Risk mitigation should focus on four areas: margin leakage from underpriced support, customization creep that breaks standardization, weak governance over data and access, and overdependence on a small number of technical staff or partners. These risks can be reduced through service boundaries, architecture standards, documented runbooks, partner certification, and regular portfolio reviews. A realistic business scenario might involve a consulting firm launching a dedicated-cloud offer for larger clients and a multi-tenant package for smaller accounts, with both sharing the same support tooling and release governance. This allows differentiated pricing without duplicating the entire operating model.

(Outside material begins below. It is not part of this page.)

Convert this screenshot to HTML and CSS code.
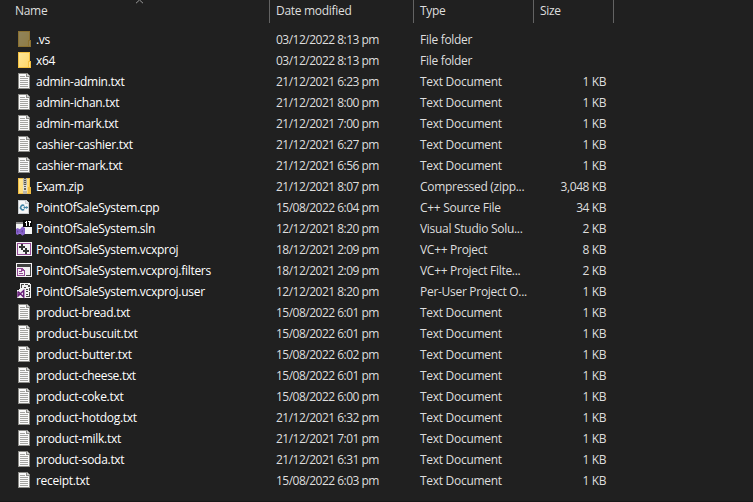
FILE: index.html
```
<!DOCTYPE html>
<html lang="en">
<head>
<meta charset="utf-8">
<title>Files</title>
<link rel="stylesheet" href="styles.css">
</head>
<body>
<svg class="sprites" aria-hidden="true">
  <defs>
    <linearGradient id="gold" x1="0" y1="0" x2="1" y2="1"><stop offset="0" stop-color="#ffe797"/><stop offset="1" stop-color="#ffd86b"/></linearGradient>
  </defs>
  <symbol id="folder" viewBox="0 0 16 16">
    <path fill="#f5c242" d="M2 0h12v9h1v7H2z"/><path fill="url(#gold)" d="M3 1h10v8h-1v6H3z"/><path fill="#ffe08a" d="M13 10h1v5h-1z"/>
  </symbol>
  <symbol id="txt" viewBox="0 0 16 16">
    <path fill="#8c8c88" d="M2 0h9l3 3v13H2z"/><path fill="#fafafa" d="M3 1h7v3h3v11H3z"/><path fill="#d5d5d5" d="M11 1l2 2h-2z"/>
    <path stroke="#a3a3a0" d="M4 3.5h5M4 5.5h8M4 7.5h8M4 9.5h8M4 11.5h8M4 13.5h8"/>
  </symbol>
  <symbol id="zip" viewBox="0 0 16 16">
    <path fill="#f0bd43" d="M2 0h12v9h1v7H2z"/><path fill="url(#gold)" d="M3 1h10v8h-1v6H3z"/>
    <path fill="#b9b6ab" d="M7 0h4v16H7z"/><path stroke="#55534d" stroke-width="2" stroke-dasharray="1 1" d="M9 0v8"/>
    <path fill="#deded9" d="M7 7h4v6H7z"/><path fill="#686761" d="M8 8h2v1H8zM8 10h2v2H8z"/>
  </symbol>
  <symbol id="cpp" viewBox="0 0 16 16">
    <path fill="#c9cdd0" d="M2 1h8l3 3v11H2z"/><path fill="#f7f7f7" d="M3 2h6v3h3v9H3z"/><path fill="#e4e7e9" d="M10 2l2 2h-2z"/>
    <path class="smooth" fill="none" stroke="#4385a6" stroke-width="1.6" d="M8.2 6.6A2.3 2.3 0 1 0 8.2 10.4"/><path class="smooth" stroke="#4385a6" d="M7.5 8.5h4.5M8.7 7.2v2.6M10.7 7.2v2.6"/>
  </symbol>
  <symbol id="sln" viewBox="0 0 16 16">
    <path fill="#f5f5f5" d="M0 2h16v12H0z"/><path fill="#8c8c8c" d="M0 2h8v2H0z"/><path fill="#080808" d="M7 0h9v7H7z"/>
    <path fill="#fff" d="M10 1h1v5h-1zM9 2h1v1H9zM12 1h3v2h-1v3h-1V2h-1z"/>
    <path class="smooth" fill="#8660c9" d="M0 9l1.500-1L4 9.300 6.300 6.500 9 8v6l-2.700 1.800L4 13.500 1.500 15 0 14z"/><path class="smooth" fill="#67479f" d="M1 10l1.500 1.500L1 13zM5 11.200l2-1.500v3z"/>
  </symbol>
  <symbol id="project" viewBox="0 0 16 16">
    <path fill="#f4f1f4" d="M0 1h16v14H0z"/><path fill="none" stroke="#944b96" d="M1.500 2.500h13v11h-13z"/>
    <path fill="#343434" d="M5 3h2v2h2v2H7v2H5V7H3V5h2zM9 7h2v2h2v2h-2v2H9v-2H7V9h2z"/>
  </symbol>
  <symbol id="filters" viewBox="0 0 16 16">
    <path fill="#f4f1f4" d="M0 1h16v14H0z"/><path fill="#414141" d="M1 2h14v3H1zM14 5h1v9h-1zM10 13h5v1h-5z"/>
    <path fill="#914894" d="M1 6h5l3 3v5H1z"/><path fill="#f4f1f4" d="M2 7h3v2h3v4H2z"/><path fill="#914894" d="M3 9h3v1H3zM3 11h4v1H3z"/>
  </symbol>
  <symbol id="user" viewBox="0 0 16 16">
    <path fill="#f2f2f2" d="M4 0h9l2 2v13H1V7l3-1z"/>
    <path fill="#464646" d="M5 1h3v1H6v3H5zM9 1h3v1H9zM12 2h2v2h-2zM13 5h1v3h-1zM13 9h1v5h-4v-1h3zM8 4h2v1H8zM10 6h2v1h-2zM10 8h2v1h-2zM10 11h2v1h-2z"/>
    <path class="smooth" fill="none" stroke="#68217a" stroke-width="1.500" d="M2 8.500v4.500L7.700 7.500v6.500L2 8.500"/>
  </symbol>
</svg>
<main class="files">
  <header class="row head"><span class="name">Name</span><span class="date">Date modified</span><span class="type">Type</span><span class="size">Size</span>
    <svg class="sort" viewBox="0 0 9 4"><path d="M1 3.2L4.500 0 8 3.2"/></svg></header>
  <div class="list">
    <div class="row"><span class="name"><svg class="icon hidden"><use href="#folder"/></svg>.vs</span><span class="date">03/12/2022 8:13 pm</span><span class="type">File folder</span><span class="size"></span></div>
    <div class="row"><span class="name"><svg class="icon"><use href="#folder"/></svg>x64</span><span class="date">03/12/2022 8:13 pm</span><span class="type">File folder</span><span class="size"></span></div>
    <div class="row"><span class="name"><svg class="icon"><use href="#txt"/></svg>admin-admin.txt</span><span class="date">21/12/2021 6:23 pm</span><span class="type">Text Document</span><span class="size">1 KB</span></div>
    <div class="row"><span class="name"><svg class="icon"><use href="#txt"/></svg>admin-ichan.txt</span><span class="date">21/12/2021 8:00 pm</span><span class="type">Text Document</span><span class="size">1 KB</span></div>
    <div class="row"><span class="name"><svg class="icon"><use href="#txt"/></svg>admin-mark.txt</span><span class="date">21/12/2021 7:00 pm</span><span class="type">Text Document</span><span class="size">1 KB</span></div>
    <div class="row"><span class="name"><svg class="icon"><use href="#txt"/></svg>cashier-cashier.txt</span><span class="date">21/12/2021 6:27 pm</span><span class="type">Text Document</span><span class="size">1 KB</span></div>
    <div class="row"><span class="name"><svg class="icon"><use href="#txt"/></svg>cashier-mark.txt</span><span class="date">21/12/2021 6:56 pm</span><span class="type">Text Document</span><span class="size">1 KB</span></div>
    <div class="row"><span class="name"><svg class="icon"><use href="#zip"/></svg>Exam.zip</span><span class="date">21/12/2021 8:07 pm</span><span class="type">Compressed (zipp...</span><span class="size">3,048 KB</span></div>
    <div class="row"><span class="name"><svg class="icon"><use href="#cpp"/></svg>PointOfSaleSystem.cpp</span><span class="date">15/08/2022 6:04 pm</span><span class="type">C++ Source File</span><span class="size">34 KB</span></div>
    <div class="row"><span class="name"><svg class="icon"><use href="#sln"/></svg>PointOfSaleSystem.sln</span><span class="date">12/12/2021 8:20 pm</span><span class="type">Visual Studio Solu...</span><span class="size">2 KB</span></div>
    <div class="row"><span class="name"><svg class="icon"><use href="#project"/></svg>PointOfSaleSystem.vcxproj</span><span class="date">18/12/2021 2:09 pm</span><span class="type">VC++ Project</span><span class="size">8 KB</span></div>
    <div class="row"><span class="name"><svg class="icon"><use href="#filters"/></svg>PointOfSaleSystem.vcxproj.filters</span><span class="date">18/12/2021 2:09 pm</span><span class="type">VC++ Project Filte...</span><span class="size">2 KB</span></div>
    <div class="row"><span class="name"><svg class="icon"><use href="#user"/></svg>PointOfSaleSystem.vcxproj.user</span><span class="date">12/12/2021 8:20 pm</span><span class="type">Per-User Project O...</span><span class="size">1 KB</span></div>
    <div class="row"><span class="name"><svg class="icon"><use href="#txt"/></svg>product-bread.txt</span><span class="date">15/08/2022 6:01 pm</span><span class="type">Text Document</span><span class="size">1 KB</span></div>
    <div class="row"><span class="name"><svg class="icon"><use href="#txt"/></svg>product-buscuit.txt</span><span class="date">15/08/2022 6:01 pm</span><span class="type">Text Document</span><span class="size">1 KB</span></div>
    <div class="row"><span class="name"><svg class="icon"><use href="#txt"/></svg>product-butter.txt</span><span class="date">15/08/2022 6:02 pm</span><span class="type">Text Document</span><span class="size">1 KB</span></div>
    <div class="row"><span class="name"><svg class="icon"><use href="#txt"/></svg>product-cheese.txt</span><span class="date">15/08/2022 6:01 pm</span><span class="type">Text Document</span><span class="size">1 KB</span></div>
    <div class="row"><span class="name"><svg class="icon"><use href="#txt"/></svg>product-coke.txt</span><span class="date">15/08/2022 6:00 pm</span><span class="type">Text Document</span><span class="size">1 KB</span></div>
    <div class="row"><span class="name"><svg class="icon"><use href="#txt"/></svg>product-hotdog.txt</span><span class="date">21/12/2021 6:32 pm</span><span class="type">Text Document</span><span class="size">1 KB</span></div>
    <div class="row"><span class="name"><svg class="icon"><use href="#txt"/></svg>product-milk.txt</span><span class="date">21/12/2021 7:01 pm</span><span class="type">Text Document</span><span class="size">1 KB</span></div>
    <div class="row"><span class="name"><svg class="icon"><use href="#txt"/></svg>product-soda.txt</span><span class="date">21/12/2021 6:31 pm</span><span class="type">Text Document</span><span class="size">1 KB</span></div>
    <div class="row"><span class="name"><svg class="icon"><use href="#txt"/></svg>receipt.txt</span><span class="date">15/08/2022 6:03 pm</span><span class="type">Text Document</span><span class="size">1 KB</span></div>
  </div>
</main>
</body>
</html>
```
FILE: styles.css
```
* { box-sizing: border-box; }
body { margin: 0; background: #202020; color: #dedede; font: 12px/21px "Open Sans", "Noto Sans", sans-serif; }
.sprites { position: absolute; width: 0; height: 0; }
.files { height: 502px; overflow: hidden; border-bottom: 1px solid #191919; }
.row { display: grid; grid-template-columns: 270px 144px 120px 80px; height: 21px; white-space: nowrap; }
.row > span { height: 21px; }
.name { display: flex; padding-left: 16px; color: #fff; letter-spacing: -0.29px; }
.date { padding-left: 6px; letter-spacing: -0.51px; }
.type { padding-left: 6px; letter-spacing: -0.29px; }
.size { padding-right: 8px; text-align: right; letter-spacing: -0.42px; }
.icon { width: 16px; height: 16px; margin: 2px 4px 0 0; flex: none; shape-rendering: crispEdges; }
.smooth { shape-rendering: auto; }
.hidden { opacity: .5; }
.head { position: relative; height: 23px; margin-bottom: 6px; }
.head > span { height: 23px; border-right: 1px solid #636363; color: #dedede; letter-spacing: -0.3px; }
.head .name { padding-left: 15px; }
.head .size { padding: 0 0 0 6px; text-align: left; }
.sort { position: absolute; left: 135px; top: 0; width: 9px; height: 4px; fill: none; stroke: #999; }
```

Business ROI should be evaluated across both provider and customer dimensions. For the provider, the key metrics are annual recurring revenue quality, gross margin after hosting and support, onboarding payback, retention, expansion revenue, and partner productivity. For the customer, ROI often comes from reduced system fragmentation, faster process execution, lower internal IT overhead, improved reporting, and better operational control. Executive recommendations are straightforward: productize before you scale, govern before you automate, price for service reality rather than sales optimism, and design the platform so it can support both current workflows and future AI-enabled operations. Looking ahead, the most successful firms will combine vertical specialization, partner ecosystems, resilient cloud operations, and automation-led service delivery into a platform business that is operationally credible as well as commercially attractive.